Target detection in computer vision has evolved significantly with deep learning, but UAV-based scenarios require specialized approaches. Traditional methods, like two-stage detectors (e.g., Faster R-CNN), offer high accuracy but suffer from high computational costs, making them less suitable for real-time UAV operations. In contrast, single-stage detectors like YOLO and SSD provide faster inference speeds but often struggle with small objects and complex environments. My work builds upon the YOLOv8 framework, introducing novel modules to enhance feature extraction, multi-scale fusion, and detection consistency. By leveraging insights from JUYE UAV deployments, I have tailored this model to excel in scenarios where small targets, such as pedestrians or vehicles, dominate the imagery. The core contributions include a Selective Convolution Block (SCB) for reducing redundancy, a Small Target Scale Sequence Fusion (STSSF) structure for improved feature integration, and a Shared Convolution Precision Detection (SCPD) head for consistent multi-scale predictions. These innovations collectively boost performance without substantially increasing computational overhead, as demonstrated through extensive experiments on the VisDrone2019-DET dataset.
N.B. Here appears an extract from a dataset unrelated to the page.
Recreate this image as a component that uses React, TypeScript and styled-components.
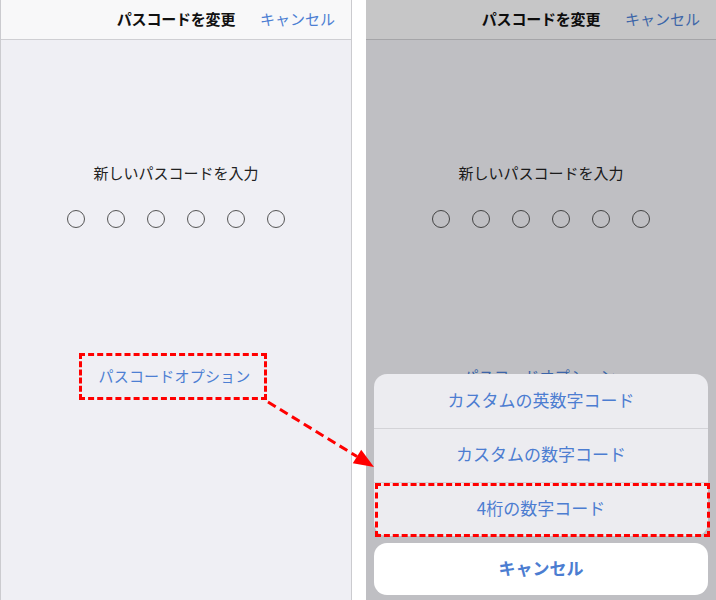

To provide context, I begin by reviewing related work in object detection, highlighting the trade-offs between accuracy and efficiency. Two-stage detectors, such as Faster R-CNN and Cascade R-CNN, generate region proposals before classification, yielding high precision but at the cost of speed. For instance, Faster R-CNN achieves an mAP@0.5 of 37.2% on VisDrone2019-DET but requires 118.8 GFLOPs, making it impractical for UAVs with limited resources. Single-stage detectors, like YOLO variants, streamline the process by combining proposal and detection into a single step. YOLOv8, for example, offers a balance with 39.3% mAP@0.5 and 28.5 GFLOPs, yet it underperforms on small targets (APsmall of 12.5%). Recent advancements, such as YOLOv10 and EdgeYOLO, have pushed the boundaries in efficiency but often sacrifice small-object accuracy. In UAV-specific research, models like YOLODrone and SyNet incorporate additional layers or fusion techniques to handle scale variations, but they introduce computational complexity. My approach, YOLO-LiteMax, builds on these foundations by integrating lightweight modules that enhance small-target detection without compromising speed, aligning with the needs of JUYE UAV applications where real-time processing is critical.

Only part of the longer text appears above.